World Clock — Compare Time Zones and Schedule with Confidence

Serge Shammas
By Serge Shammas — distributed work & scheduling writer
Published: 2025-11-24 · Reading time: 12–16 min

Scheduling across time zones is a frequent source of confusion. A reliable world clock helps you compare local times, avoid daylight-saving pitfalls, and communicate meeting times clearly. This guide covers timezone basics, meeting planning recipes, daylight saving traps, naming and IANA zone usage, automation tips, and sharing patterns that reduce mistakes.

Timezone basics — offsets, UTC and local time

Time zones are defined relative to Coordinated Universal Time (UTC) with offsets (e.g., UTC+1). For clarity, always communicate both the clock time and the zone (or offset) when scheduling across locations.

  • UTC reference: use UTC when coordinating global systems to avoid local ambiguities.
  • Local human times: for invites prefer local times for recipients — show both organizer and recipient local times to reduce mistakes.
  • 24-hour vs 12-hour: use the format your audience prefers — 24-hour reduces AM/PM confusion.

Daylight saving time — common pitfalls

Daylight saving transitions can shift local offsets and cause scheduling errors, especially around the transition dates. Avoid scheduling recurring events near DST change dates or always include timezone identifiers in invites.

Practical rules

  • Avoid scheduling critical deadlines or cross-zone meetings on days that include DST transitions.
  • Explicitly state the timezone (e.g., "09:00 America/Los_Angeles (PDT)") rather than relying on local names that change semantics.
  • When confirming with participants, show their local time and the UTC timestamp as a definitive reference.

Meeting planning recipes — minimize friction

Use the world clock to pick equitable slots and communicate times clearly.

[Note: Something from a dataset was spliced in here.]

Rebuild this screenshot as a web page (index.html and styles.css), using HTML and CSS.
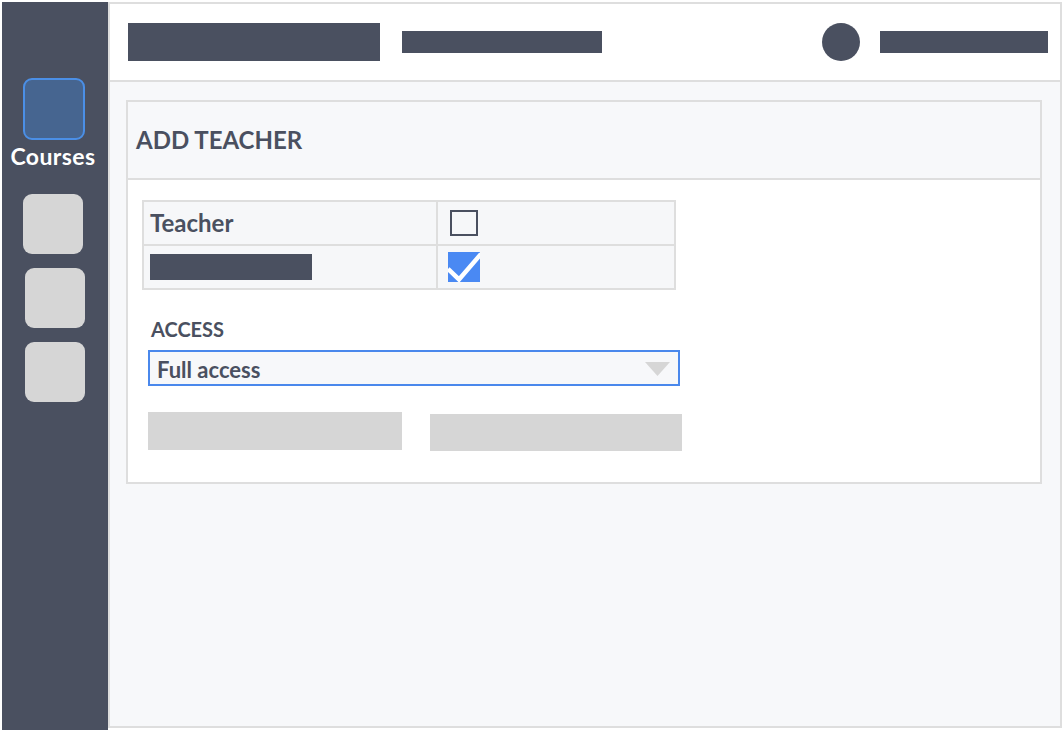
FILE: index.html
```html
<!DOCTYPE html>
<html>
<head>
    <title>Add Teacher</title>
    <link rel="stylesheet" href="styles.css">
</head>
<body>
    <div class="app">
        <nav class="sidebar">
            <div class="nav-item active">
                <div class="nav-icon"></div>
                <span class="nav-label">Courses</span>
            </div>
            <div class="nav-icon grey first"></div>
            <div class="nav-icon grey"></div>
            <div class="nav-icon grey"></div>
        </nav>

        <div class="main">
            <header class="topbar">
                <div class="bar bar-title"></div>
                <div class="bar bar-sub"></div>
                <div class="spacer"></div>
                <div class="avatar"></div>
                <div class="bar bar-user"></div>
            </header>

            <div class="content">
                <div class="card">
                    <div class="card-header">
                        <h2>ADD TEACHER</h2>
                    </div>
                    <div class="card-body">
                        <div class="role-table">
                            <div class="cell"><span class="role-name">Teacher</span></div>
                            <div class="cell"><span class="checkbox"></span></div>
                            <div class="cell"><span class="bar bar-role"></span></div>
                            <div class="cell">
                                <svg class="checkbox checked" width="32" height="30" viewBox="0 0 32 30">
                                    <rect width="32" height="30" fill="#4a89f3"/>
                                    <polyline points="0,17 11,27.5 33,2" fill="none" stroke="#fff" stroke-width="4.5"/>
                                </svg>
                            </div>
                        </div>

                        <div class="access">
                            <label class="access-label">ACCESS</label>
                            <div class="select">
                                <span class="select-value">Full access</span>
                                <svg class="select-arrow" width="25" height="14" viewBox="0 0 25 14">
                                    <polygon points="0,0 25,0 12.5,14" fill="#d6d6d6"/>
                                </svg>
                            </div>
                            <div class="buttons">
                                <div class="btn"></div>
                                <div class="btn second"></div>
                            </div>
                        </div>
                    </div>
                </div>
            </div>
        </div>
    </div>
</body>
</html>
```

FILE: styles.css
```css
body {
    margin: 0;
    padding: 0;
    background-color: #fff;
    font-family: "Lato", "Open Sans", sans-serif;
    color: #4a5060;
}

.app {
    display: flex;
    height: 728px;
    margin: 2px 0 0 2px;
}

/* left navigation */
.sidebar {
    width: 106px;
    height: 728px;
    background-color: #4a5060;
    display: flex;
    flex-direction: column;
    align-items: center;
    flex-shrink: 0;
}

.nav-item {
    display: flex;
    flex-direction: column;
    align-items: center;
    margin-top: 76px;
}

.nav-icon {
    width: 60px;
    height: 60px;
    border-radius: 9px;
    box-sizing: border-box;
}

.nav-item.active .nav-icon {
    width: 62px;
    height: 62px;
    margin-left: -2px;
    background-color: #466590;
    border: 2px solid #4b8fe6;
}

.nav-label {
    color: #fff;
    font-weight: bold;
    font-size: 23px;
    letter-spacing: 0.4px;
    line-height: 26px;
    margin-top: 3px;
    margin-left: -4px;
}

.nav-icon.grey {
    background-color: #d6d6d6;
    margin-top: 14px;
}

.nav-icon.first {
    margin-top: 25px;
    margin-left: -4px;
}

/* main area */
.main {
    width: 950px;
    height: 722px;
    border: 2px solid #dedede;
    display: flex;
    flex-direction: column;
}

.topbar {
    height: 76px;
    background-color: #fff;
    border-bottom: 2px solid #dedede;
    display: flex;
    align-items: center;
    padding: 0 12px 0 18px;
}

.bar {
    background-color: #4a5060;
    display: block;
}

.bar-title {
    width: 252px;
    height: 38px;
}

.bar-sub {
    width: 200px;
    height: 22px;
    margin-left: 22px;
}

.spacer {
    flex: 1;
}

.avatar {
    width: 38px;
    height: 38px;
    border-radius: 50%;
    background-color: #4a5060;
}

.bar-user {
    width: 168px;
    height: 22px;
    margin-left: 20px;
}

.content {
    flex: 1;
    background-color: #f7f8fa;
    padding: 18px 18px 0 16px;
}

/* card */
.card {
    border: 2px solid #dedede;
    background-color: #fff;
}

.card-header {
    height: 76px;
    background-color: #f7f8fa;
    border-bottom: 2px solid #dedede;
    display: flex;
    align-items: center;
    padding-left: 8px;
}

.card-header h2 {
    margin: 0;
    font-size: 24px;
    font-weight: bold;
    line-height: 1.2;
}

.card-body {
    padding: 20px 14px 31px 14px;
}

.role-table {
    display: grid;
    grid-template-columns: 292px 236px;
    grid-auto-rows: 42px;
    gap: 2px;
    padding: 2px;
    width: 530px;
    background-color: #dedede;
}

.cell {
    background-color: #f6f7f9;
    display: flex;
    align-items: center;
    padding-left: 6px;
}

.cell:nth-child(2n) {
    padding-left: 12px;
}

.role-name {
    font-size: 24px;
    font-weight: bold;
    line-height: 1.2;
}

.bar-role {
    width: 162px;
    height: 26px;
}

.checkbox {
    display: block;
    width: 28px;
    height: 26px;
    box-sizing: border-box;
    border: 2px solid #4a5060;
}

.checkbox.checked {
    border: none;
    width: 32px;
    height: 30px;
    margin-left: -2px;
}

/* access select */
.access {
    margin-left: 6px;
    margin-top: 27px;
}

.access-label {
    display: block;
    font-size: 20px;
    font-weight: bold;
    line-height: 24px;
    margin-left: 3px;
}

.select {
    width: 528px;
    height: 32px;
    margin-top: 9px;
    border: 2px solid #4a88ec;
    background-color: #f7f8fa;
    display: flex;
    align-items: flex-start;
}

.select-value {
    flex: 1;
    font-size: 22px;
    font-weight: bold;
    line-height: 28px;
    padding: 4px 0 0 7px;
}

.select-arrow {
    margin: 10px 8px 0 0;
}

.buttons {
    display: flex;
    align-items: flex-start;
    margin-top: 26px;
}

.btn {
    width: 254px;
    height: 38px;
    background-color: #d6d6d6;
}

.btn.second {
    width: 252px;
    height: 37px;
    margin-left: 28px;
    margin-top: 2px;
}
```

Small distributed team — 30-minute meeting
  1. Collect participant preferred windows (local morning/afternoon).
  2. Use the world clock to display each candidate slot in participant local time.
  3. Offer 2–3 slots and finalize quickly; include both organizer and participant local times in the invite description.
Global town-hall — minimize hardship
  1. Pick a window that avoids extreme early/late hours for most participants; rotate times across repeated events to share inconvenience.
  2. Record and share the session for those who can’t attend live.

Use IANA identifiers & clear labels

IANA zone names (Europe/London, America/New_York) are unambiguous and account for DST rules. When including times in messages or invites, show both the readable label and the IANA identifier or UTC offset for clarity.

Example invite line:
Meeting: Project sync
Time: 2025-11-30 09:00 America/Los_Angeles (UTC-8) — 17:00 Europe/London (UTC+0)
Agenda: ...

Automation & calendar tips

Make scheduling predictable with automation and explicit calendar practices.

  • Set calendar timezones per event: include the organizer timezone in event metadata so attendees' calendars convert correctly.
  • Use timezone-aware links: convert and paste local times for key attendees into event descriptions.
  • Use scheduling tools: leverage tools that propose optimal windows based on participants' timezones and working hours.

FAQ

Q: What if participants see different times?
A: Confirm the event's timezone and include the UTC time in the invite. Encourage participants to open the event details in their calendar app to see converted times automatically.

Q: Should I always schedule in UTC?
A: UTC is great for systems and automation, but for human communication show local times with UTC as a fallback. People understand local times better; UTC removes ambiguity when sharing technical schedules.